• _Exercise directions_:
Across the entries, how many lines have the string "this" in them? Reply with only a number.

• _Provided records_:
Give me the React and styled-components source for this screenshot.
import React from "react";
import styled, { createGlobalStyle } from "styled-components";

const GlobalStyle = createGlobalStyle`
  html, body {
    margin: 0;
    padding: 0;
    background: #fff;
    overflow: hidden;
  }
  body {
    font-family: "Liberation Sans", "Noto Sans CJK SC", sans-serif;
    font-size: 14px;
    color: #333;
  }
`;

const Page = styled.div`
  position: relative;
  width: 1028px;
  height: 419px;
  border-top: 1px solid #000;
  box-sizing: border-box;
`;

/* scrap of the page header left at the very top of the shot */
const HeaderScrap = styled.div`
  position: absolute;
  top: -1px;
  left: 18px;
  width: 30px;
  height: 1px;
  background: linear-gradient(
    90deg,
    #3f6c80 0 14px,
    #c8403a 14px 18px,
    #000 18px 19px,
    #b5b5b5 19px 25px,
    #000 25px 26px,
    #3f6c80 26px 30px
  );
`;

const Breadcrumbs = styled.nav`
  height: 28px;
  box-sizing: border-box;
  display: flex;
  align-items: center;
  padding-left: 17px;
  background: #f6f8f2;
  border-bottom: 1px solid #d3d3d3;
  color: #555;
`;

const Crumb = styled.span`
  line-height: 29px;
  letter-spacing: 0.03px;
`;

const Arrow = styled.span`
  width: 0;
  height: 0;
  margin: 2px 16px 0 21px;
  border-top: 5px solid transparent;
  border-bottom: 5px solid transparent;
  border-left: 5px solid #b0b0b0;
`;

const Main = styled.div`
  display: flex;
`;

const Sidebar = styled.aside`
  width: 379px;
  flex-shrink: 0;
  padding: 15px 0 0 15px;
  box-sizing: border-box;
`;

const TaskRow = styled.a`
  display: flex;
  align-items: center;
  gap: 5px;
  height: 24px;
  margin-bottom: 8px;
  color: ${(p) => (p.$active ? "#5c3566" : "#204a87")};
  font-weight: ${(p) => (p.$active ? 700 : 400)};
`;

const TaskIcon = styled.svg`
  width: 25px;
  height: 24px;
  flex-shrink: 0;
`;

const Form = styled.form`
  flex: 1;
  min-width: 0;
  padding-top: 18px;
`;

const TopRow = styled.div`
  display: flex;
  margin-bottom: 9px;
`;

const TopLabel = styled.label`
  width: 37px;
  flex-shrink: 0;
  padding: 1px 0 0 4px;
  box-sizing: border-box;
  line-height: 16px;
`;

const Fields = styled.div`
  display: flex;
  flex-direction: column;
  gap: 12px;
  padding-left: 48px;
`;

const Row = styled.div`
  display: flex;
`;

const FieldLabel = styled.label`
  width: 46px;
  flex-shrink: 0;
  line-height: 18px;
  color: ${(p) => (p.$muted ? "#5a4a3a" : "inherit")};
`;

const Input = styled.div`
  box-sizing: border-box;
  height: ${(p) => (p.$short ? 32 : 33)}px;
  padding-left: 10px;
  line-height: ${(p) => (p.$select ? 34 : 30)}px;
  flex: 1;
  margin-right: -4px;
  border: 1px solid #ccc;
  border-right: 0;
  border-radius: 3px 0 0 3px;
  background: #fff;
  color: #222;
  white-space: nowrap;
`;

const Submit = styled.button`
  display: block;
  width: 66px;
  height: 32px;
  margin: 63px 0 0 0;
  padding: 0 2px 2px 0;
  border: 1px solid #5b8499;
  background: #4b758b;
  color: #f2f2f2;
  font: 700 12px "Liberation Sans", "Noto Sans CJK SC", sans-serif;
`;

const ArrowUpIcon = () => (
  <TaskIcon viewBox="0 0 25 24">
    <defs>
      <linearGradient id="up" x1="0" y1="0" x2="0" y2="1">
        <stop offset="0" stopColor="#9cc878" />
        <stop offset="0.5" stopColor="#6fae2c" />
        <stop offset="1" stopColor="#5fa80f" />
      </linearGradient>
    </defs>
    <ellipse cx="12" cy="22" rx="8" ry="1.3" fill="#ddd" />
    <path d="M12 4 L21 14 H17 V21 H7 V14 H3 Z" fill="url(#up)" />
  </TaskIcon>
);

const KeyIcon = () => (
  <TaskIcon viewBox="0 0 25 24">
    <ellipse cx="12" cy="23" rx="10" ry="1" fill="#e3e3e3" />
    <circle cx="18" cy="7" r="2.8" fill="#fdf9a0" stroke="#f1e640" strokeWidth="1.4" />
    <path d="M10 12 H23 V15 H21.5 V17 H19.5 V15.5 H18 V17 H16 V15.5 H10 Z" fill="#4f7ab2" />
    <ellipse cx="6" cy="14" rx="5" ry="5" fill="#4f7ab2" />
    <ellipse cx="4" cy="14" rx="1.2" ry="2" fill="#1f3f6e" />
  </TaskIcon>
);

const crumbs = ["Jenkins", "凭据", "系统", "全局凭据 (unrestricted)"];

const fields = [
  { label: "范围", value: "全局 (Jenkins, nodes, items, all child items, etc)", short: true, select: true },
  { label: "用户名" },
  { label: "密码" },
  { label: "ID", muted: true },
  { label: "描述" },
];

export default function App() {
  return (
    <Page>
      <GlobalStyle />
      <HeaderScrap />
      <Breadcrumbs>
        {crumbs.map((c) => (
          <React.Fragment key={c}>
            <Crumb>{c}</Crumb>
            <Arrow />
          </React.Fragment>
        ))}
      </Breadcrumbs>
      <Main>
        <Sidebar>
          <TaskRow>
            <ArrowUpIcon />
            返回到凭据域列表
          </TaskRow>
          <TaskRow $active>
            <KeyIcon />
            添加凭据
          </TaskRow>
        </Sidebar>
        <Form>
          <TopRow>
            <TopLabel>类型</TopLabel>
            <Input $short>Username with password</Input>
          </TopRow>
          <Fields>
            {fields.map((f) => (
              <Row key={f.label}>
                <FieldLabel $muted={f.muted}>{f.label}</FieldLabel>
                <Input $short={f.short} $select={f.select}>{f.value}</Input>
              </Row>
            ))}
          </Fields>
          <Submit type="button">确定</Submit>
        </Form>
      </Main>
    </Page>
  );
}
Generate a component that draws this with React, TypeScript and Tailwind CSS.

• _The result_:
2